The TargetValue element here contains the percentage of CPU utilization above which auto-scaling scales out (that is, adds more replicas) and below which it scales in (that is, deletes replicas). In this case, the target percentage that triggers scaling is 60.0%.

The ScaleInCooldown element specifies the amount of time, in seconds, after a scale-in activity completes before another scale-in can start. The default is 300 seconds. Here, the value of 600 specifies that at least ten minutes must elapse between the completion of one replica deletion and the start of another one.

The ScaleOutCooldown element specifies the amount of time, in seconds, after a scale-out activity completes before another scale-out can start. The default is 300 seconds. Here, the value of 600 specifies that at least ten minutes must elapse between the completion of one replica addition and the start of another one.

The DisableScaleIn element is a Boolean that if present and set to true disables scale-in entirely, meaning that auto-scaling may add replicas but will never remove any. By default, scale-in is enabled, and DisableScaleIn is false.

After registering your Neptune DB cluster with Application Auto Scaling and defining a JSON scaling policy in a text file, next apply the scaling policy to the registered DB cluster.

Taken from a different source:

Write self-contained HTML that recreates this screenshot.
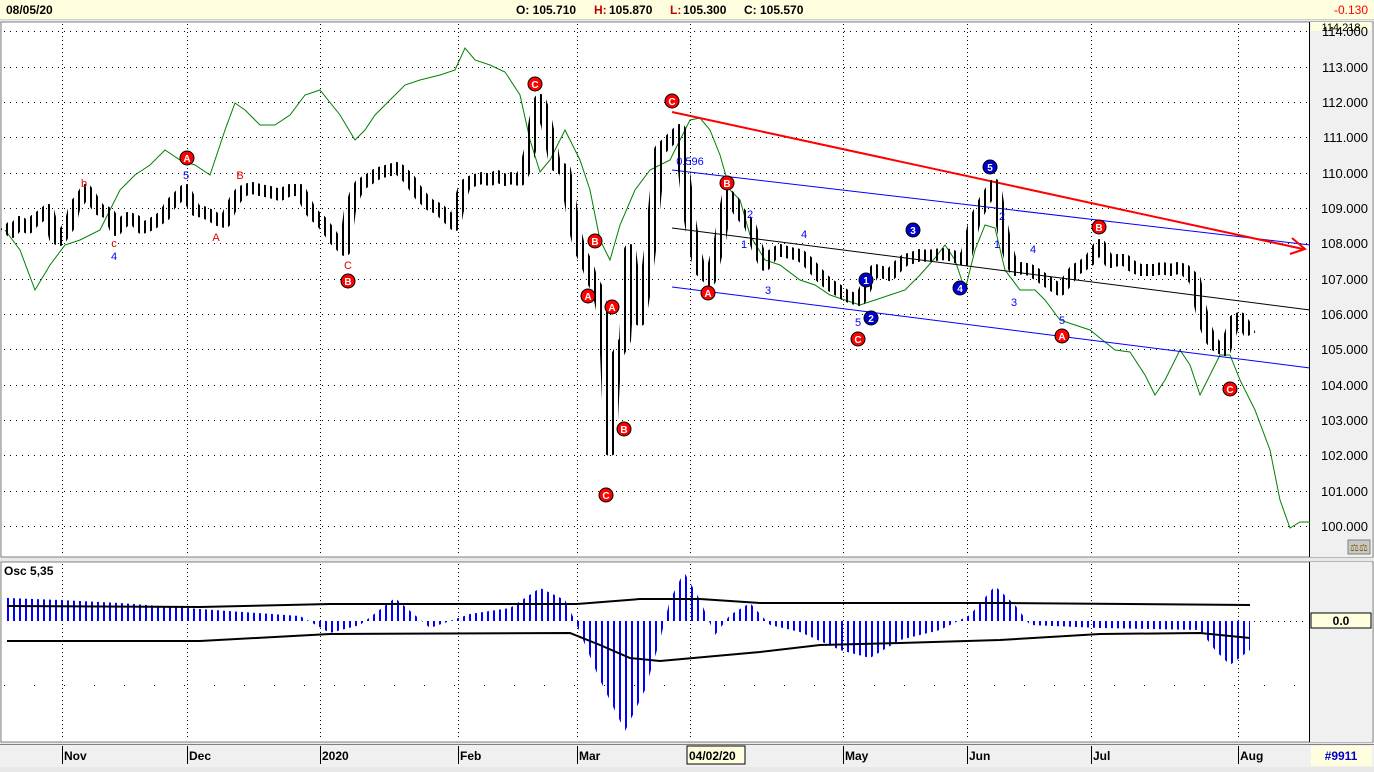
<!DOCTYPE html><html><head><meta charset="utf-8"><style>
body{margin:0;width:1374px;height:767px;overflow:hidden;background:#e8e8e8;font-family:"Liberation Sans",Arial,sans-serif}
svg text{font-family:"Liberation Sans",Arial,sans-serif}
</style></head><body>
<svg width="1374" height="767" viewBox="0 0 1374 767" xmlns="http://www.w3.org/2000/svg">
<defs>
<pattern id="hb" x="7" y="0" width="6" height="767" patternUnits="userSpaceOnUse"><rect x="0" y="0" width="2" height="767" fill="#0000ff"/></pattern>
<pattern id="pb" x="0" y="0" width="6" height="767" patternUnits="userSpaceOnUse"><rect x="0" y="0" width="2" height="767" fill="#000"/></pattern>
</defs>
<!-- top bar -->
<rect x="0" y="0" width="1374" height="19" fill="#ffffe0"/>
<line x1="0" y1="19.5" x2="1374" y2="19.5" stroke="#d0d0d0"/>
<text x="6" y="14" font-size="12" font-weight="bold">08/05/20</text>
<text x="516" y="14" font-size="12" font-weight="bold">O: 105.710</text>
<text x="594" y="14" font-size="12" font-weight="bold" fill="#c00000">H:</text>
<text x="609" y="14" font-size="12" font-weight="bold">105.870</text>
<text x="670" y="14" font-size="12" font-weight="bold" fill="#c00000">L:</text>
<text x="683" y="14" font-size="12" font-weight="bold">105.300</text>
<text x="744" y="14" font-size="12" font-weight="bold">C: 105.570</text>
<text x="1368" y="14" font-size="12" text-anchor="end" fill="#ff0000">-0.130</text>
<!-- main panel -->
<rect x="1" y="22" width="1372" height="535" fill="#fff" stroke="#808080"/>
<rect x="1310" y="22" width="62" height="535" fill="#f0f0f0"/>
<line x1="1309.5" y1="22" x2="1309.5" y2="557" stroke="#000"/>
<rect x="1311" y="22" width="60" height="9" fill="#ffffe0"/>
<text x="1341" y="31" font-size="11" text-anchor="middle">114.218</text>
<g stroke="#000" stroke-dasharray="1,5" stroke-width="1">
<line x1="4" y1="31.5" x2="1308" y2="31.5"/><line x1="4" y1="67.5" x2="1308" y2="67.5"/><line x1="4" y1="102.5" x2="1308" y2="102.5"/><line x1="4" y1="137.5" x2="1308" y2="137.5"/><line x1="4" y1="173.5" x2="1308" y2="173.5"/><line x1="4" y1="208.5" x2="1308" y2="208.5"/><line x1="4" y1="243.5" x2="1308" y2="243.5"/><line x1="4" y1="279.5" x2="1308" y2="279.5"/><line x1="4" y1="314.5" x2="1308" y2="314.5"/><line x1="4" y1="349.5" x2="1308" y2="349.5"/><line x1="4" y1="385.5" x2="1308" y2="385.5"/><line x1="4" y1="420.5" x2="1308" y2="420.5"/><line x1="4" y1="455.5" x2="1308" y2="455.5"/><line x1="4" y1="491.5" x2="1308" y2="491.5"/><line x1="4" y1="526.5" x2="1308" y2="526.5"/>
</g>
<g stroke="#000" stroke-dasharray="1,3">
<line x1="62.5" y1="24" x2="62.5" y2="556"/><line x1="187.5" y1="24" x2="187.5" y2="556"/><line x1="320.5" y1="24" x2="320.5" y2="556"/><line x1="458.5" y1="24" x2="458.5" y2="556"/><line x1="577.5" y1="24" x2="577.5" y2="556"/><line x1="690.5" y1="24" x2="690.5" y2="556"/><line x1="843.5" y1="24" x2="843.5" y2="556"/><line x1="967.5" y1="24" x2="967.5" y2="556"/><line x1="1091.5" y1="24" x2="1091.5" y2="556"/><line x1="1238.5" y1="24" x2="1238.5" y2="556"/>
</g>
<g font-size="13" text-anchor="end" fill="#000">
<text x="1368" y="36">114.000</text><text x="1368" y="72">113.000</text><text x="1368" y="107">112.000</text><text x="1368" y="142">111.000</text><text x="1368" y="178">110.000</text><text x="1368" y="213">109.000</text><text x="1368" y="248">108.000</text><text x="1368" y="284">107.000</text><text x="1368" y="319">106.000</text><text x="1368" y="354">105.000</text><text x="1368" y="390">104.000</text><text x="1368" y="425">103.000</text><text x="1368" y="460">102.000</text><text x="1368" y="496">101.000</text><text x="1368" y="531">100.000</text>
</g>
<rect x="1348" y="540" width="22" height="14" fill="#c8c8c8" stroke="#808080"/>
<text x="1359" y="551" font-size="10" text-anchor="middle" fill="#806000">⚖⚖</text>
<!-- green -->
<polyline fill="none" stroke="#008000" stroke-width="1" points="5,230 20,250 35,290 50,265 65,245 80,240 100,230 120,190 135,175 150,165 165,150 180,160 195,165 210,175 225,130 235,103 245,110 260,125 275,125 290,115 305,95 320,90 340,115 355,140 365,130 375,115 390,100 405,85 420,80 440,75 455,70 465,48 475,60 490,65 505,72 520,95 530,140 540,172 550,160 565,130 580,160 590,190 600,240 610,260 620,225 635,190 650,170 670,160 690,120 700,118 710,130 720,155 730,190 740,200 750,235 765,260 780,265 800,280 815,285 830,295 845,300 860,305 875,300 890,295 905,290 920,275 935,258 945,245 955,260 965,290 975,250 985,225 995,228 1005,270 1020,290 1035,290 1045,300 1060,320 1075,325 1090,330 1100,338 1115,350 1130,352 1145,375 1155,395 1165,380 1180,350 1190,365 1200,395 1210,375 1220,355 1230,355 1240,380 1255,410 1270,450 1280,500 1290,528 1300,522 1310,522"/>
<!-- channel lines -->
<line x1="672" y1="170" x2="1310" y2="245" stroke="#0000ff"/>
<line x1="672" y1="228" x2="1310" y2="310" stroke="#000"/>
<line x1="672" y1="287" x2="1310" y2="368" stroke="#0000ff"/>
<line x1="672" y1="112" x2="1303" y2="249" stroke="#ff0000" stroke-width="2"/>
<polyline points="1292,238 1305,249 1290,254" fill="none" stroke="#ff0000" stroke-width="2"/>
<!-- price bars -->
<polyline fill="none" stroke="url(#pb)" stroke-width="12" stroke-linejoin="round" points="5,225 12,232 20,222 28,228 35,220 42,215 48,210 55,238 60,240 66,230 70,225 75,205 80,200 86,190 90,195 96,205 100,210 106,212 110,215 116,230 120,225 128,218 135,220 142,228 150,225 158,220 165,215 170,205 175,200 180,195 185,190 190,200 195,210 203,212 210,215 218,220 225,222 230,210 235,200 240,193 245,190 252,188 260,190 270,192 280,195 290,190 300,190 305,200 310,210 315,216 320,220 328,230 335,240 340,245 345,250 348,225 350,210 355,195 360,185 368,180 375,175 382,172 390,170 396,168 400,170 405,175 410,180 415,188 420,195 425,200 430,205 435,207 440,210 448,218 455,225 460,200 465,185 470,182 475,180 482,178 490,180 497,176 505,180 512,178 520,180 525,170 530,150 535,120 540,100 545,115 548,130 552,148 555,165 560,168 565,170 570,200 575,230 580,250 585,260 589,270 592,280 595,285 598,290 602,310 605,330 608,400 610,450 612,420 615,360 620,350 625,340 628,290 630,250 635,290 640,320 645,290 650,250 655,200 660,150 665,145 670,140 675,135 680,130 685,180 690,220 695,250 700,270 705,275 710,280 715,260 720,240 724,215 728,195 733,200 738,210 744,218 750,225 758,250 765,265 772,255 780,250 790,253 800,255 808,262 815,270 822,278 830,285 838,290 845,295 852,298 860,300 867,285 875,270 882,272 890,275 898,266 905,260 912,258 920,255 928,256 935,255 942,254 950,255 958,258 965,260 970,240 975,220 980,210 985,200 990,192 995,185 1000,215 1005,240 1010,258 1015,270 1022,268 1030,270 1038,275 1045,280 1052,285 1060,290 1068,280 1075,270 1082,266 1090,260 1095,252 1100,245 1105,255 1110,262 1118,260 1125,260 1132,266 1140,270 1148,270 1155,270 1162,268 1170,270 1178,268 1185,270 1190,275 1195,280 1200,305 1205,325 1210,338 1215,345 1220,348 1225,350 1230,335 1235,320 1240,318 1245,325 1250,335"/>
<!-- markers -->
<g font-size="10" font-weight="bold" text-anchor="middle" fill="#fff">
<g fill="#ff0000" stroke="#000" stroke-width="1">
<circle cx="535" cy="84" r="7"/><circle cx="672" cy="101" r="7"/><circle cx="187" cy="158" r="7"/><circle cx="348" cy="281" r="7"/><circle cx="595" cy="241" r="7"/><circle cx="588" cy="296" r="7"/><circle cx="612" cy="307" r="7"/><circle cx="624" cy="429" r="7"/><circle cx="606" cy="495" r="7"/><circle cx="708" cy="293" r="7"/><circle cx="727" cy="183" r="7"/><circle cx="858" cy="339" r="7"/><circle cx="1062" cy="336" r="7"/><circle cx="1099" cy="227" r="7"/><circle cx="1230" cy="389" r="7"/>
</g>
<g fill="#0000cc" stroke="#000" stroke-width="1">
<circle cx="866" cy="280" r="7"/><circle cx="871" cy="318" r="7"/><circle cx="913" cy="230" r="7"/><circle cx="960" cy="288" r="7"/><circle cx="990" cy="167" r="7"/>
</g>
<text x="535" y="88">C</text><text x="672" y="105">C</text><text x="187" y="162">A</text><text x="348" y="285">B</text><text x="595" y="245">B</text><text x="588" y="300">A</text><text x="612" y="311">A</text><text x="624" y="433">B</text><text x="606" y="499">C</text><text x="708" y="297">A</text><text x="727" y="187">B</text><text x="858" y="343">C</text><text x="1062" y="340">A</text><text x="1099" y="231">B</text><text x="1230" y="393">C</text>
<text x="866" y="284">1</text><text x="871" y="322">2</text><text x="913" y="234">3</text><text x="960" y="292">4</text><text x="990" y="171">5</text>
</g>
<g font-size="11" text-anchor="middle">
<g fill="#e00000"><text x="84" y="187">b</text><text x="240" y="179">B</text><text x="114" y="247">c</text><text x="216" y="241">A</text><text x="348" y="269">C</text></g>
<g fill="#0000ff"><text x="186" y="179">5</text><text x="114" y="260">4</text><text x="750" y="218">2</text><text x="744" y="248">1</text><text x="804" y="238">4</text><text x="768" y="294">3</text><text x="858" y="326">5</text><text x="997" y="248">1</text><text x="1002" y="220">2</text><text x="1014" y="306">3</text><text x="1033" y="253">4</text><text x="1062" y="324">5</text><text x="690" y="165">0.596</text></g>
</g>
<!-- osc panel -->
<rect x="1" y="562" width="1372" height="180" fill="#fff" stroke="#808080"/>
<rect x="1310" y="562" width="62" height="180" fill="#f0f0f0"/>
<line x1="1309.5" y1="562" x2="1309.5" y2="742" stroke="#000"/>
<rect x="1311" y="613" width="60" height="15" fill="#ffffe0" stroke="#000"/>
<text x="1341" y="625" font-size="12" font-weight="bold" text-anchor="middle">0.0</text>
<text x="4" y="575" font-size="12" font-weight="bold">Osc 5,35</text>
<g stroke="#000" stroke-dasharray="1,3">
<line x1="62.5" y1="564" x2="62.5" y2="740"/><line x1="187.5" y1="564" x2="187.5" y2="740"/><line x1="320.5" y1="564" x2="320.5" y2="740"/><line x1="458.5" y1="564" x2="458.5" y2="740"/><line x1="577.5" y1="564" x2="577.5" y2="740"/><line x1="690.5" y1="564" x2="690.5" y2="740"/><line x1="843.5" y1="564" x2="843.5" y2="740"/><line x1="967.5" y1="564" x2="967.5" y2="740"/><line x1="1091.5" y1="564" x2="1091.5" y2="740"/><line x1="1238.5" y1="564" x2="1238.5" y2="740"/>
</g>
<g stroke="#000" stroke-dasharray="1,29"><line x1="4" y1="685.5" x2="1308" y2="685.5"/></g>
<line x1="1254" y1="621.5" x2="1308" y2="621.5" stroke="#000" stroke-dasharray="1,5"/>
<polygon fill="url(#hb)" points="7,598 60,600 120,603 200,609 300,616 330,633 360,625 395,598 430,628 470,614 510,608 540,588 565,600 575,621 600,680 625,731 645,690 660,640 670,600 684,572 700,600 715,635 730,615 750,603 770,625 800,632 840,650 870,658 900,640 940,630 970,615 995,586 1015,605 1030,625 1100,628 1200,630 1215,650 1230,665 1250,650 1250,621 7,621"/>
<polyline fill="none" stroke="#000" stroke-width="2" points="7,606 200,607 330,604 520,604 577,604 640,599 700,599 760,603 900,603 1000,603 1250,605"/>
<polyline fill="none" stroke="#000" stroke-width="2" points="7,641 200,641 330,634 570,633 600,645 630,658 660,661 760,652 820,645 900,643 1000,640 1100,634 1200,633 1250,638"/>
<!-- bottom axis -->
<rect x="0" y="744" width="1374" height="23" fill="#f0f0f0"/>
<line x1="0" y1="744.5" x2="1374" y2="744.5" stroke="#808080"/>
<rect x="1311" y="746" width="61" height="20" fill="#ffffe0"/>
<text x="1341" y="760" font-size="12" font-weight="bold" fill="#0000cc" text-anchor="middle">#9911</text>
<rect x="687" y="746" width="58" height="18" fill="#ffffe0" stroke="#000"/>
<g font-size="12" font-weight="bold">
<text x="64" y="760">Nov</text><text x="189" y="760">Dec</text><text x="322" y="760">2020</text><text x="460" y="760">Feb</text><text x="579" y="760">Mar</text><text x="689" y="760">04/02/20</text><text x="845" y="760">May</text><text x="969" y="760">Jun</text><text x="1093" y="760">Jul</text><text x="1240" y="760">Aug</text>
</g>
<g stroke="#000"><line x1="62.5" y1="746" x2="62.5" y2="764"/><line x1="187.5" y1="746" x2="187.5" y2="764"/><line x1="320.5" y1="746" x2="320.5" y2="764"/><line x1="458.5" y1="746" x2="458.5" y2="764"/><line x1="577.5" y1="746" x2="577.5" y2="764"/><line x1="843.5" y1="746" x2="843.5" y2="764"/><line x1="967.5" y1="746" x2="967.5" y2="764"/><line x1="1091.5" y1="746" x2="1091.5" y2="764"/><line x1="1238.5" y1="746" x2="1238.5" y2="764"/></g>
</svg>
</body></html>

You can use the Amazon CLI put-scaling-policy command to do this, with parameters like the following:

aws application-autoscaling put-scaling-policy \ --policy-name (name of the scaling policy) \ --policy-type TargetTrackingScaling \ --resource-id cluster:(name of your Neptune DB cluster) \ --service-namespace neptune \ --scalable-dimension neptune:cluster:ReadReplicaCount \ --target-tracking-scaling-policy-configuration file://(path to the JSON configuration file)

When you have applied the auto-scaling policy, auto-scaling is enabled on your DB cluster.

You can also use the Amazon CLI put-scaling-policy command to update an existing auto-scaling policy.

See also PutScalingPolicy in the Application Auto Scaling API Reference.

Removing auto-scaling from a Neptune DB cluster

To remove auto-scaling from a Neptune DB cluster, use the Amazon CLI delete-scaling-policy and deregister-scalable-target commands.